Your task is to quote exactly the run of lines that starts at the line containing "Recreate this image" and ends at the line containing "const pm = (s)", including both.

Start of Material provided

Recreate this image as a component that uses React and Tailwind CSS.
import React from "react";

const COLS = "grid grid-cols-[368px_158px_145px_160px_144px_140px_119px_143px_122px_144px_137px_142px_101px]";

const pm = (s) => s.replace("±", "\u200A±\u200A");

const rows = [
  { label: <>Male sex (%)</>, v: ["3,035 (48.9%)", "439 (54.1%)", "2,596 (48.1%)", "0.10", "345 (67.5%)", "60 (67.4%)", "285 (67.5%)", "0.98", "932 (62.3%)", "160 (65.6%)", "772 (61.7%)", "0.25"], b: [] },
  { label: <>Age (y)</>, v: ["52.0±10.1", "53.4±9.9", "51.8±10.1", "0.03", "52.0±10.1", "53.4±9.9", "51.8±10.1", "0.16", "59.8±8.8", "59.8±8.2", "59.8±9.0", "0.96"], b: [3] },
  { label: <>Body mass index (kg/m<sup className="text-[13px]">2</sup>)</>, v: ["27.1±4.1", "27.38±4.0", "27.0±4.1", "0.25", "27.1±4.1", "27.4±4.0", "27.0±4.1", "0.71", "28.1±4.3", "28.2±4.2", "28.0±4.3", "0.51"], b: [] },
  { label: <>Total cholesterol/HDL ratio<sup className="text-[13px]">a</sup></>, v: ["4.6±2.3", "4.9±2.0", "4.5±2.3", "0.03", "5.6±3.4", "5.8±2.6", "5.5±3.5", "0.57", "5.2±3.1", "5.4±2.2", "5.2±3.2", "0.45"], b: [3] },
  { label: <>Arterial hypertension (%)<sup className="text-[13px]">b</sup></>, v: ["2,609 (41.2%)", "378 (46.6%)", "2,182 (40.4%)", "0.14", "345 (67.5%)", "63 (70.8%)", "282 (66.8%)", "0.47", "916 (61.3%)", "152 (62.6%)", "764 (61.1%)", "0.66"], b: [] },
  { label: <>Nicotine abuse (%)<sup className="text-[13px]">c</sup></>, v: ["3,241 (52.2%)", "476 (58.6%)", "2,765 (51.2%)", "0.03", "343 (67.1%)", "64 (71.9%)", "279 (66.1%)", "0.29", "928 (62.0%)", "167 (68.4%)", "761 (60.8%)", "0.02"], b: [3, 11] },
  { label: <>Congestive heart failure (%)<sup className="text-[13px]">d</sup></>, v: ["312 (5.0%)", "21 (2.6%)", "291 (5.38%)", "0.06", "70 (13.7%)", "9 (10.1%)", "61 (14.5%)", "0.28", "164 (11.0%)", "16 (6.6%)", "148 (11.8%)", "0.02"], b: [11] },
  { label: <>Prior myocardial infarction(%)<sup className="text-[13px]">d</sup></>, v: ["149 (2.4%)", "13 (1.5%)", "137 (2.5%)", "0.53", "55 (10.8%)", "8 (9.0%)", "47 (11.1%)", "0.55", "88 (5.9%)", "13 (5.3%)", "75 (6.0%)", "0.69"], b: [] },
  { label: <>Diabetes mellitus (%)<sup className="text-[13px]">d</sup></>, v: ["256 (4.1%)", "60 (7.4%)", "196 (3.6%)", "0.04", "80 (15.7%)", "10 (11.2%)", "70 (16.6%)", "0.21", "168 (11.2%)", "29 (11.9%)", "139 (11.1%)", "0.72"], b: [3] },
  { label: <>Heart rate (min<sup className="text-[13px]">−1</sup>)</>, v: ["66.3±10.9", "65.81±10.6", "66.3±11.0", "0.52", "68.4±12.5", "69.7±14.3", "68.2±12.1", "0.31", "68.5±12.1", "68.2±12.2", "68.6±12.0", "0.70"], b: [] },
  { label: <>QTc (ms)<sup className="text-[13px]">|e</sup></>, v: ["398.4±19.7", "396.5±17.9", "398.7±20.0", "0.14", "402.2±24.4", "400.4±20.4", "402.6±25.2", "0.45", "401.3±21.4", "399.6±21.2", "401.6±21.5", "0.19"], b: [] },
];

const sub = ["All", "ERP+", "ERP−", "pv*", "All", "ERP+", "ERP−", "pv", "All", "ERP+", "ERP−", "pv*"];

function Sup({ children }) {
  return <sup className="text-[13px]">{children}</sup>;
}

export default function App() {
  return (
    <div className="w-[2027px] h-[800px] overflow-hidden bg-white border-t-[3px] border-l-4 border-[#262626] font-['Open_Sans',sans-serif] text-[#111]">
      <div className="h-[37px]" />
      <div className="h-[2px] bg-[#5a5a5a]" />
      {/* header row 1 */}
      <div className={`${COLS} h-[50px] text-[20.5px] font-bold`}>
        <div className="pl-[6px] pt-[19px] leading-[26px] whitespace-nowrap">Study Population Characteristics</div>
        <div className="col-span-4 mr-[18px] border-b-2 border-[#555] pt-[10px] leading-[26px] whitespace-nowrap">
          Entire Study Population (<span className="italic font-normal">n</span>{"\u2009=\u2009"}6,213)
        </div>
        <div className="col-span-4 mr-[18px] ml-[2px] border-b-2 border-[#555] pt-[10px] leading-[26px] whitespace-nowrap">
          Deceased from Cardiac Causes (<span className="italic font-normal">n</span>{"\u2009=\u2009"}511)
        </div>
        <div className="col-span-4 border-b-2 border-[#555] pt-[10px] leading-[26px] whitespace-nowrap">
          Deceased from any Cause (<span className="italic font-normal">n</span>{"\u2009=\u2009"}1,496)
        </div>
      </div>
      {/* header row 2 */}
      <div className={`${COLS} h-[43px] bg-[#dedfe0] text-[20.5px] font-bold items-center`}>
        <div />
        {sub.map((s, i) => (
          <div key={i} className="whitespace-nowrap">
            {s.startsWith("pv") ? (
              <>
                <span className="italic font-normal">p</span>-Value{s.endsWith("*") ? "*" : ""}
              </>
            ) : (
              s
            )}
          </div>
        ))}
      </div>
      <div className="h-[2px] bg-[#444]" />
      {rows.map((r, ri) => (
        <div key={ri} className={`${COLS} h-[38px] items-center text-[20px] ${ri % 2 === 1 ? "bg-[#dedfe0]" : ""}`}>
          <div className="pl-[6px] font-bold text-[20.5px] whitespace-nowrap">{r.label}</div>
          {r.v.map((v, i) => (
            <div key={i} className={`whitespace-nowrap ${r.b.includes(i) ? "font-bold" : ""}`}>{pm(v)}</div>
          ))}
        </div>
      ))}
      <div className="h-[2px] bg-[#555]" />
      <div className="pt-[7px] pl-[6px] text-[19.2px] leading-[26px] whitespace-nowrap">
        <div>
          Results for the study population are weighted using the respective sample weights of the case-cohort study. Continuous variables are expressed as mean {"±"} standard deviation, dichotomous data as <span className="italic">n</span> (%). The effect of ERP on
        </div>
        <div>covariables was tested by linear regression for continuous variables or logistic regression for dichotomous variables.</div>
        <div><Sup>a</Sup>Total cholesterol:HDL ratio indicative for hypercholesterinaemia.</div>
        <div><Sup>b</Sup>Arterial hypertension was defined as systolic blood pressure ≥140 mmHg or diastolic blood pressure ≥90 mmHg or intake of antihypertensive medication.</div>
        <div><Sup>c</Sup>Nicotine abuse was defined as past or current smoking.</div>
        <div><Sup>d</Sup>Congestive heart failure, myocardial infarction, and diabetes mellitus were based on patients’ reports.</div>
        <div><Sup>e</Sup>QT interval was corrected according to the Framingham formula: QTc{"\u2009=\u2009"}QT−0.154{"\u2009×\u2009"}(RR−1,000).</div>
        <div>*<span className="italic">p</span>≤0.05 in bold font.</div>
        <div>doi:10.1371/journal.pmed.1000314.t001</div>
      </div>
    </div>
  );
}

End of Material provided
Start of Material provided

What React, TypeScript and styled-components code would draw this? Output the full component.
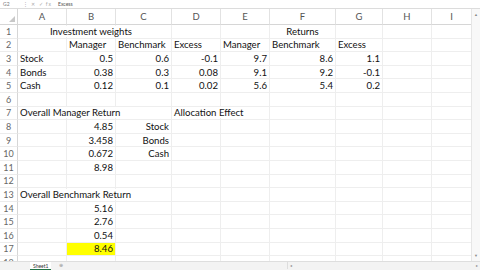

End of Material provided

- [Answer to this exercise]:
Recreate this image as a component that uses React and Tailwind CSS.
import React from "react";

const COLS = "grid grid-cols-[368px_158px_145px_160px_144px_140px_119px_143px_122px_144px_137px_142px_101px]";

const pm = (s) => s.replace("±", "\u200A±\u200A");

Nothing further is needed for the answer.